Ortiz didn’t carry the grievance with him to the plate in the 10th inning, however, when he provided the tying run.

“David’s got such a way of putting behind him what happened and come back with a clean slate and a calm mind,” Farrell said.

Appeal denied

Brandon Workman learned before Wednesday’s game that Major League Baseball upheld its decision to suspend him for six games for throwing behind Tampa Bay’s Evan Longoria with a pitch last month.

Workman appealed the suspension last week and will miss his next scheduled start on Friday in Oakland.


While Farrell said the Sox plan on announcing Workman’s replacement on Thursday, Felix Doubront has been told to be prepared to pitch.

“They haven’t told me anything,” said Doubront. “Just be ready for Friday.”

Doubront has been on the disabled list since May 21 with a left shoulder strain. He’s made one rehab start with Double A Portland and two with Triple A Pawtucket this month.

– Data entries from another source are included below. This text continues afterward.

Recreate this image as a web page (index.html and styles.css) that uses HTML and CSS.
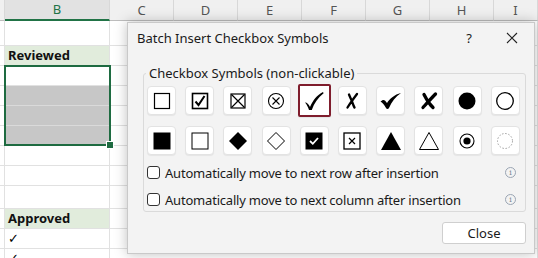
FILE: index.html
```html
<!DOCTYPE html>
<html lang="en">

<head>
    <meta charset="UTF-8">
    <title>Batch Insert Checkbox Symbols</title>
    <link rel="stylesheet" href="styles.css">
</head>

<body>
    <div class="sheet">
        <div class="row head">
            <div class="c ca"></div>
            <div class="c cb">B</div>
            <div class="c">C</div>
            <div class="c">D</div>
            <div class="c">E</div>
            <div class="c">F</div>
            <div class="c">G</div>
            <div class="c">H</div>
            <div class="c">I</div>
        </div>
        <div class="row r24">
            <div class="c ca"></div><div class="c cb"></div><div class="c"></div>
        </div>
        <div class="row">
            <div class="c ca"></div><div class="c cb title-cell">Reviewed</div><div class="c"></div>
        </div>
        <div class="row">
            <div class="c ca"></div><div class="c cb"></div><div class="c"></div>
        </div>
        <div class="row">
            <div class="c ca"></div><div class="c cb grey"></div><div class="c"></div>
        </div>
        <div class="row">
            <div class="c ca"></div><div class="c cb grey"></div><div class="c"></div>
        </div>
        <div class="row">
            <div class="c ca"></div><div class="c cb grey"></div><div class="c"></div>
        </div>
        <div class="row">
            <div class="c ca"></div><div class="c cb"></div><div class="c"></div>
        </div>
        <div class="row">
            <div class="c ca"></div><div class="c cb"></div><div class="c"></div>
        </div>
        <div class="row r23">
            <div class="c ca"></div><div class="c cb"></div><div class="c"></div>
        </div>
        <div class="row">
            <div class="c ca"></div><div class="c cb title-cell">Approved</div><div class="c"></div>
        </div>
        <div class="row">
            <div class="c ca"></div><div class="c cb tick">✓</div><div class="c"></div>
        </div>
        <div class="row">
            <div class="c ca"></div><div class="c cb tick">✓</div><div class="c"></div>
        </div>

        <!-- selected range B3:B6 -->
        <div class="selection"><span class="handle"></span></div>
    </div>

    <div class="dialog">
        <div class="titlebar">
            <span class="dlg-title">Batch Insert Checkbox Symbols</span>
            <span class="help">?</span>
            <svg class="close-x" width="12" height="12" viewBox="0 0 12 12">
                <path d="M1 1L11 11M11 1L1 11" stroke="#222" stroke-width="1.1" fill="none" />
            </svg>
        </div>

        <fieldset class="group">
            <legend>Checkbox Symbols (non-clickable)</legend>

            <div class="symbols">
                <!-- row 1 -->
                <div class="sym"><svg width="20" height="20" viewBox="0 0 20 20"><rect x="2.5" y="2.5" width="15" height="15" fill="#fff" stroke="#000" stroke-width="1.2" /></svg></div>
                <div class="sym"><svg width="20" height="20" viewBox="0 0 20 20"><rect x="2.5" y="2.5" width="15" height="15" fill="none" stroke="#000" stroke-width="1.6" /><path d="M5.5 10.5L8.5 14L14.5 5" fill="none" stroke="#000" stroke-width="2" /></svg></div>
                <div class="sym"><svg width="20" height="20" viewBox="0 0 20 20"><rect x="3" y="3" width="14" height="14" fill="none" stroke="#000" stroke-width="1.2" /><path d="M3.5 3.5L16.5 16.5M16.5 3.5L3.5 16.5" stroke="#000" stroke-width="1.2" /></svg></div>
                <div class="sym"><svg width="20" height="20" viewBox="0 0 20 20"><circle cx="10" cy="10" r="7.5" fill="none" stroke="#000" stroke-width="1.1" /><path d="M6.5 6.5L13.5 13.5M13.5 6.5L6.5 13.5" stroke="#000" stroke-width="1.1" /></svg></div>
                <div class="sym active"><svg width="22" height="22" viewBox="0 0 22 22"><path d="M2 12.5C3.8 12.3 5.5 14 7 17C10 10 14 5 20 2L20.6 3.2C15 7.5 11.2 13 8.8 20L6 20C5 17 3.8 14.5 2 12.5Z" fill="#000" /></svg></div>
                <div class="sym"><svg width="20" height="20" viewBox="0 0 20 20"><path d="M7 3.5C8 6 9 8 10 10.5M15 3C12 7 9 11 5.5 16.5M10 10.5C11 13 11.5 15 12.5 16.5" fill="none" stroke="#000" stroke-width="2.3" stroke-linecap="round" /></svg></div>
                <div class="sym"><svg width="24" height="20" viewBox="0 0 24 20"><path d="M1.5 10.5C3.5 8.5 5 8.5 6.2 9.8L8 12C11 7.5 15.5 3.5 22 2C16.5 6 12.8 10.5 10 17C9.3 18.2 7.6 18.2 7 17C5.5 14 3.8 12 1.5 10.5Z" fill="#000" /></svg></div>
                <div class="sym"><svg width="22" height="20" viewBox="0 0 22 20"><path d="M6 3.5C7.5 6.5 9.5 10 11.5 12.5C12.5 14 14 15.5 15 16.5M17.5 3C13.5 7 9.5 11.5 5 16.5" fill="none" stroke="#000" stroke-width="3.3" stroke-linecap="round" /></svg></div>
                <div class="sym"><svg width="20" height="20" viewBox="0 0 20 20"><circle cx="10" cy="10" r="8.5" fill="#000" /></svg></div>
                <div class="sym"><svg width="20" height="20" viewBox="0 0 20 20"><circle cx="10" cy="10" r="8.3" fill="#fff" stroke="#000" stroke-width="1.3" /></svg></div>

                <!-- row 2 -->
                <div class="sym"><svg width="20" height="20" viewBox="0 0 20 20"><rect x="1.5" y="1.5" width="17" height="17" fill="#000" /></svg></div>
                <div class="sym"><svg width="20" height="20" viewBox="0 0 20 20"><rect x="2" y="2" width="16" height="16" fill="#fff" stroke="#000" stroke-width="1" /></svg></div>
                <div class="sym"><svg width="20" height="20" viewBox="0 0 20 20"><path d="M10 1L19 10L10 19L1 10Z" fill="#000" /></svg></div>
                <div class="sym"><svg width="20" height="20" viewBox="0 0 20 20"><path d="M10 1.5L18.5 10L10 18.5L1.5 10Z" fill="#fff" stroke="#000" stroke-width="1" /></svg></div>
                <div class="sym"><svg width="20" height="20" viewBox="0 0 20 20"><rect x="1.5" y="1.5" width="17" height="17" fill="#000" /><path d="M6 10L8.8 12.8L14 7" fill="none" stroke="#fff" stroke-width="1.8" /></svg></div>
                <div class="sym"><svg width="20" height="20" viewBox="0 0 20 20"><rect x="2" y="2" width="16" height="16" fill="#fff" stroke="#000" stroke-width="1.3" /><path d="M7 7L13 13M13 7L7 13" stroke="#000" stroke-width="1.2" /></svg></div>
                <div class="sym"><svg width="22" height="20" viewBox="0 0 22 20"><path d="M11 1L21 19L1 19Z" fill="#000" /></svg></div>
                <div class="sym"><svg width="22" height="20" viewBox="0 0 22 20"><path d="M11 1.5L20.5 18.5L1.5 18.5Z" fill="#fff" stroke="#000" stroke-width="1" /></svg></div>
                <div class="sym"><svg width="20" height="20" viewBox="0 0 20 20"><circle cx="10" cy="10" r="7" fill="none" stroke="#000" stroke-width="1.1" /><circle cx="10" cy="10" r="3.6" fill="#000" /></svg></div>
                <div class="sym"><svg width="20" height="20" viewBox="0 0 20 20"><circle cx="10" cy="10" r="7.5" fill="none" stroke="#9a9a9a" stroke-width="0.9" stroke-dasharray="1.6 1.6" /></svg></div>
            </div>

            <label class="opt">
                <span class="box"></span>
                <span class="opt-text">Automatically move to next row after insertion</span>
                <span class="info">i</span>
            </label>
            <label class="opt">
                <span class="box"></span>
                <span class="opt-text">Automatically move to next column after insertion</span>
                <span class="info">i</span>
            </label>
        </fieldset>

        <div class="footer">
            <button class="btn">Close</button>
        </div>
    </div>
</body>

</html>
```

FILE: styles.css
```css
body {
    margin: 0;
    padding: 0;
    width: 538px;
    height: 258px;
    overflow: hidden;
    background-color: #fff;
    font-family: 'Noto Sans', 'Open Sans', sans-serif;
    position: relative;
}

/* spreadsheet behind the dialog */

.sheet {
    position: relative;
    width: 538px;
}

.row {
    display: flex;
    height: 20px;
}

.r24 {
    height: 25px;
}

.r23 {
    height: 23px;
}

.c {
    box-sizing: border-box;
    width: 64px;
    flex: none;
    border-right: 1px solid #e1e1e1;
    border-bottom: 1px solid #e1e1e1;
}

.c.ca {
    width: 5px;
}

.c.cb {
    width: 105px;
}

.row .c:last-child {
    flex: 1;
}

.head {
    height: 21px;
    background-color: #f0f0f0;
}

.head .c {
    font-size: 13px;
    line-height: 20px;
    text-align: center;
    color: #555;
    border-right: 1px solid #d8d8d8;
    border-bottom: 1px solid #bdbdbd;
}

.head .c.cb {
    background-color: #e2e2e2;
    color: #217346;
    border-bottom: 2px solid #217346;
    line-height: 19px;
}

.title-cell {
    background-color: #e1ecdc;
    font-weight: bold;
    font-size: 13px;
    line-height: 19px;
    padding-left: 3px;
    color: #111;
}

.tick {
    font-family: 'DejaVu Sans', sans-serif;
    font-size: 13px;
    line-height: 19px;
    padding-left: 3px;
}

.grey {
    background-color: #c7c7c7;
    border-bottom-color: #dadada;
}

.selection {
    position: absolute;
    left: 4px;
    top: 65px;
    width: 107px;
    height: 81px;
    box-sizing: border-box;
    border: 2px solid #1e6b41;
}

.handle {
    position: absolute;
    right: -5px;
    bottom: -5px;
    width: 6px;
    height: 6px;
    background-color: #1e6b41;
    border: 1px solid #fff;
}

/* dialog */

.dialog {
    position: absolute;
    left: 127px;
    top: 22px;
    width: 408px;
    height: 232px;
    box-sizing: border-box;
    background-color: #f3f3f3;
    border: 1px solid #c9c9c9;
    box-shadow: 0 0 12px rgba(0, 0, 0, 0.25);
    display: flex;
    flex-direction: column;
}

.titlebar {
    display: flex;
    align-items: center;
    height: 29px;
    padding-left: 9px;
    font-size: 13px;
    color: #1a1a1a;
}

.dlg-title {
    flex: 1;
}

.help {
    font-size: 13px;
    margin-right: 34px;
}

.close-x {
    margin-right: 16px;
}

.group {
    margin: 12px 8px 0 15px;
    padding: 4px 0 0 3px;
    border: 1px solid #dadada;
    border-radius: 3px;
    height: 148px;
    box-sizing: border-box;
}

.group legend {
    font-size: 13px;
    color: #1a1a1a;
    padding: 0 3px;
    margin-left: -1px;
}

.symbols {
    display: grid;
    grid-template-columns: repeat(10, 29px);
    grid-auto-rows: 29px;
    column-gap: 9.2px;
    row-gap: 11px;
}

.sym {
    box-sizing: border-box;
    background-color: #fff;
    border: 1px solid #e3e3e3;
    border-radius: 4px;
    box-shadow: 0 1px 1px rgba(0, 0, 0, 0.06);
    display: flex;
    align-items: center;
    justify-content: center;
}

.sym.active {
    border: 2px solid #7f1d2d;
    border-radius: 2px;
    margin: -2px;
}

.opt {
    display: flex;
    align-items: center;
    height: 27px;
    font-size: 13px;
    color: #1a1a1a;
}

.opt:first-of-type {
    margin-top: 4px;
}

.box {
    box-sizing: border-box;
    width: 13px;
    height: 13px;
    border: 1px solid #333;
    border-radius: 3px;
    background-color: #fff;
    margin-right: 5px;
}

.opt-text {
    flex: 1;
    letter-spacing: -0.2px;
}

.info {
    box-sizing: border-box;
    width: 11px;
    height: 11px;
    border: 1px solid #9aa5b3;
    border-radius: 50%;
    font-size: 8px;
    line-height: 9px;
    text-align: center;
    color: #7b8794;
    font-family: 'DejaVu Serif', serif;
    margin-right: 9px;
}

.footer {
    display: flex;
    justify-content: flex-end;
    padding: 10px 8px 0 0;
}

.btn {
    width: 84px;
    height: 22px;
    box-sizing: border-box;
    background-color: #fff;
    border: 1px solid #cfcfcf;
    border-radius: 3px;
    font-family: 'Noto Sans', sans-serif;
    font-size: 13px;
    color: #1a1a1a;
    padding: 0;
}
```
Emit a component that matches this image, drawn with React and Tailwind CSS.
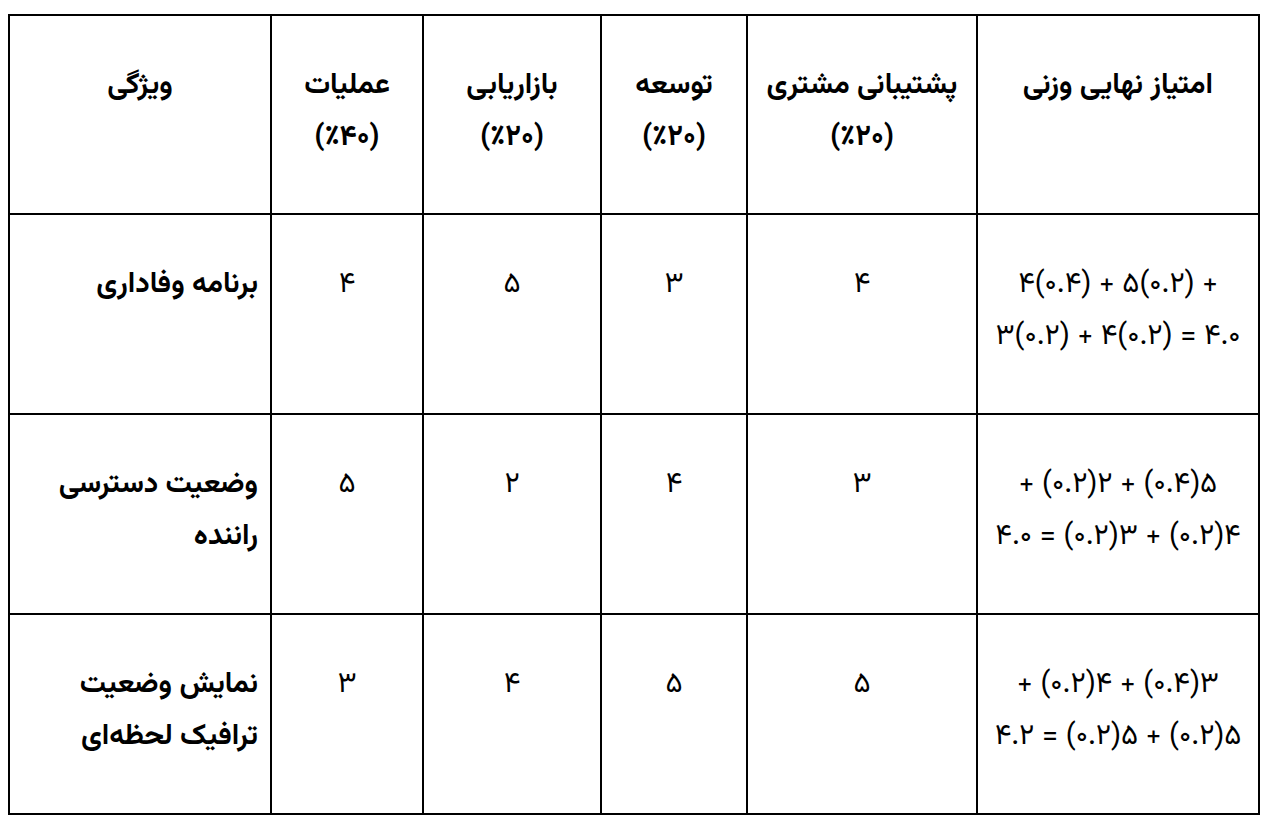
import React from "react";

const headers = [
  { lines: ["ویژگی"] },
  { lines: ["عملیات", "(٪۴۰)"] },
  { lines: ["بازاریابی", "(٪۲۰)"] },
  { lines: ["توسعه", "(٪۲۰)"] },
  { lines: ["پشتیبانی مشتری", "(٪۲۰)"] },
  { lines: ["امتیاز نهایی وزنی"] },
];

const rows = [
  {
    feature: ["برنامه وفاداری"],
    scores: ["۴", "۵", "۳", "۴"],
    formula: ["۴(۰.۴) + ۵(۰.۲) +", "۳(۰.۲) + ۴(۰.۲) = ۴.۰"],
    dir: "ltr",
  },
  {
    feature: ["وضعیت دسترسی", "راننده"],
    scores: ["۵", "۲", "۴", "۳"],
    formula: ["۵(۰.۴) + ۲(۰.۲) +", "۴(۰.۲) + ۳(۰.۲) = ۴.۰"],
    dir: "rtl",
  },
  {
    feature: ["نمایش وضعیت", "ترافیک لحظه‌ای"],
    scores: ["۳", "۴", "۵", "۵"],
    formula: ["۳(۰.۴) + ۴(۰.۲) +", "۵(۰.۲) + ۵(۰.۲) = ۴.۲"],
    dir: "rtl",
  },
];

const widths = ["w-[262px]", "w-[152px]", "w-[178px]", "w-[146px]", "w-[230px]", "w-[282px]"];

const Lines = ({ lines }) =>
  lines.map((l, i) => (
    <React.Fragment key={i}>
      {i > 0 && <br />}
      {l}
    </React.Fragment>
  ));

export default function App() {
  return (
    <div
      className="min-h-screen bg-white pl-2 pt-[14px] text-black"
      style={{ fontFamily: '"Vazirmatn", "DejaVu Sans", sans-serif' }}
    >
      <table className="w-[1250px] table-fixed border-collapse border-2 border-black text-[29px] leading-[52px]">
        <thead>
          <tr className="h-[199px]">
            {headers.map((h, i) => (
              <th
                key={i}
                dir="rtl"
                className={`${widths[i]} border-2 border-black px-2 pt-[44px] align-top text-center font-bold`}
              >
                <Lines lines={h.lines} />
              </th>
            ))}
          </tr>
        </thead>
        <tbody>
          {rows.map((r, i) => (
            <tr key={i} className="h-[200px]">
              <td dir="rtl" className="border-2 border-black px-3 pt-[44px] align-top text-right font-bold">
                <Lines lines={r.feature} />
              </td>
              {r.scores.map((s, j) => (
                <td key={j} className="border-2 border-black px-3 pt-[44px] align-top text-center">
                  {s}
                </td>
              ))}
              <td dir={r.dir} className="border-2 border-black px-1 pt-[44px] align-top text-center">
                <Lines lines={r.formula} />
              </td>
            </tr>
          ))}
        </tbody>
      </table>
    </div>
  );
}
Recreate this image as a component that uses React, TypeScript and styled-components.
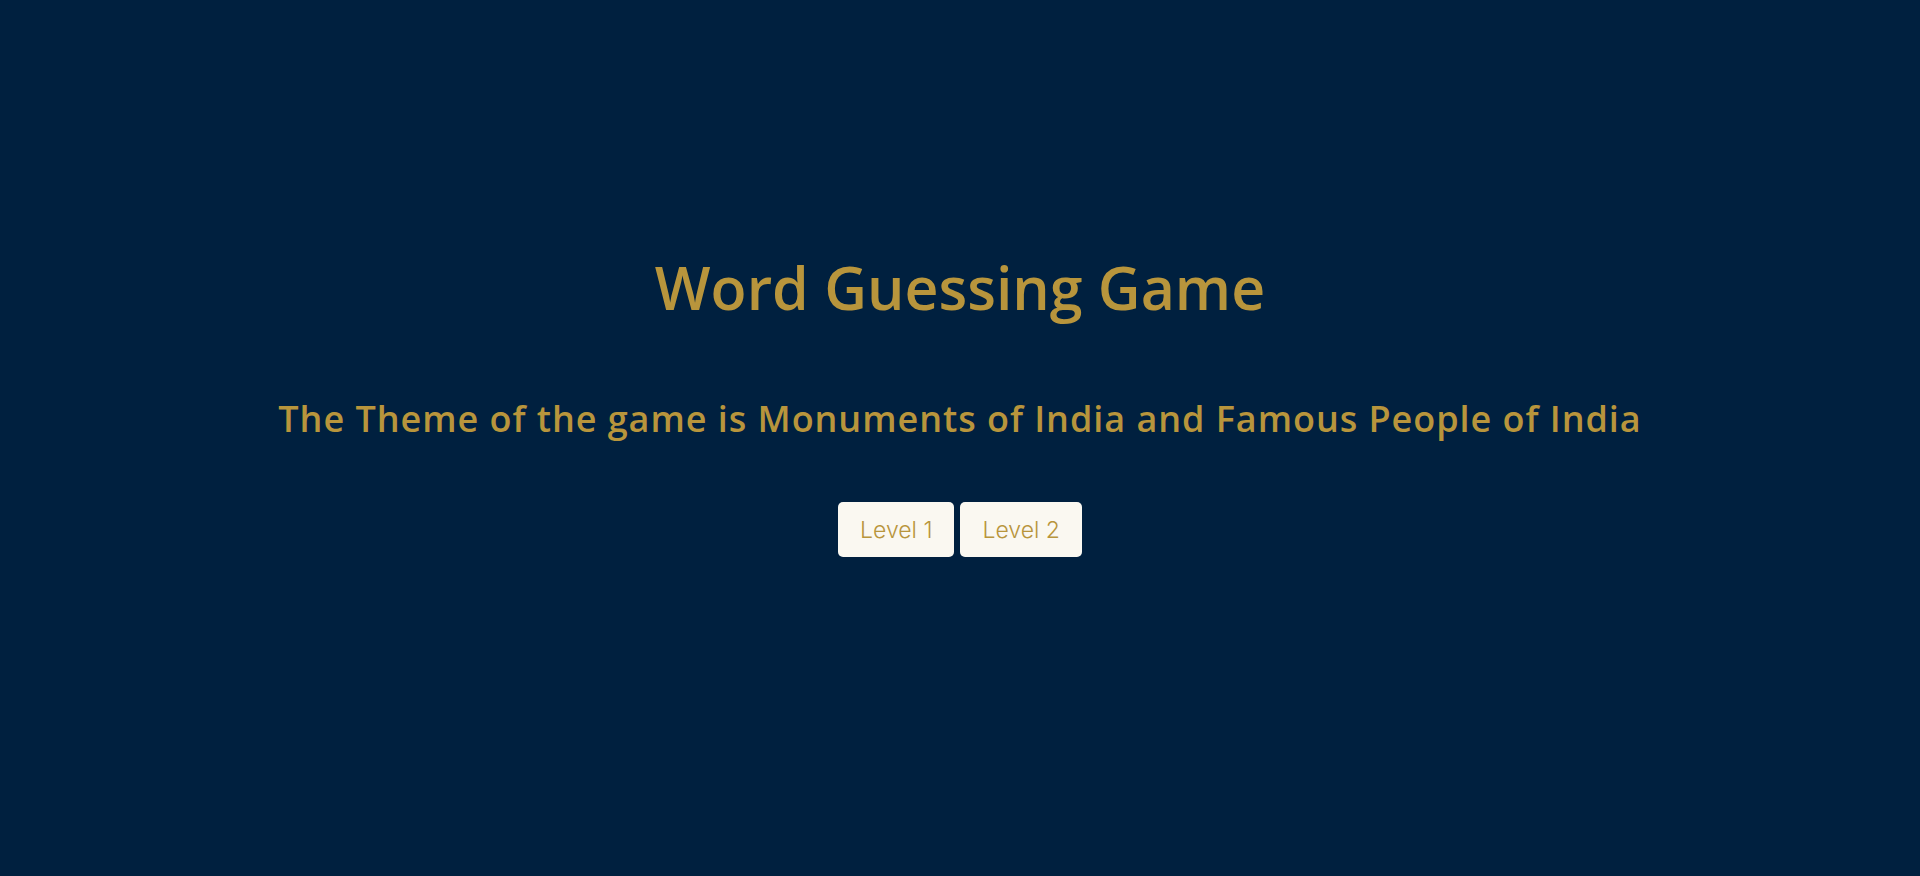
import React from 'react';
import styled, { createGlobalStyle } from 'styled-components';

const GlobalStyle = createGlobalStyle`
    html, body {
        margin: 0;
        padding: 0;
        background: #00203f;
    }
`;

const Page = styled.main`
    min-height: 876px;
    display: flex;
    flex-direction: column;
    align-items: center;
    padding-top: 251px;
    box-sizing: border-box;
    background: #00203f;
    color: #b8953c;
    font-family: 'Open Sans', 'Noto Sans', sans-serif;
`;

const Title = styled.h1`
    margin: 0;
    font-size: 59px;
    font-weight: 600;
    line-height: 72px;
`;

const Subtitle = styled.h2`
    margin: 73px 0 0;
    font-size: 36px;
    font-weight: 600;
    line-height: 46px;
    letter-spacing: 0.95px;
`;

const LevelRow = styled.div`
    display: flex;
    gap: 6px;
    margin-top: 60px;
`;

const LevelButton = styled.button`
    height: 55px;
    padding: 0 22px;
    border: none;
    border-radius: 5px;
    background: #faf8f1;
    color: #b8953c;
    font-family: 'Inter', 'Lato', sans-serif;
    font-size: 23px;
    font-weight: 300;
    cursor: pointer;
`;

const levels = ['Level 1', 'Level 2'];

const App = () => {
    return (
        <>
            <GlobalStyle />
            <Page>
                <Title>Word Guessing Game</Title>
                <Subtitle>The Theme of the game is Monuments of India and Famous People of India</Subtitle>
                <LevelRow>
                    {levels.map(level => (
                        <LevelButton key={level}>{level}</LevelButton>
                    ))}
                </LevelRow>
            </Page>
        </>
    );
};

export default App;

“I’m just ready to come back,” Doubront said. “I think this is the time.”

In his last rehab start, Doubront pitched five no-hit innings with 10 strikeouts and four walks, throwing 50 of his 93 pitches for strikes.

“Time off got me more power in my arm,” Doubront said. “More concentration, more focus, more power. I worked my days off — the shoulder and back and conditioning — and getting strong to come back.”

Slow going

Shane Victorino was in Pawtucket’s lineup for the first game of Wednesday’s doubleheader “just because he’s played a total of eight innings there in two days,” Farrell said.

Farrell said there’s a possibility of Victorino (strained right hamstring) being activated while the Sox are in Oakland or Seattle.

“We’re still somewhat incomplete because of the schedule being interrupted and getting a full read on how he reacts to a full nine-inning game,” Farrell said. “We haven’t gotten there yet.”

Will Middlebrooks (fractured index finger) also played the first game and went 2 for 5 with two runs. Victorino went 0 for 2. He was replaced by a pinch-hitter in the fourth.


Colbrunn at home

Hitting coach Greg Colbrunn, who suffered a brain hemorrhage on June 4 in Cleveland, was released from the Cleveland Clinic and is resting at his South Carolina home . . . The 10th-inning homer Koji Uehara allowed snapped a streak of 21 scoreless innings. He hadn’t allowed a run since May 1 against Tampa Bay . . . The 13 runs allowed by the Sox were their fewest in a homestand of at least seven games since 1978 . . . Ortiz now has nine career extra-inning home runs.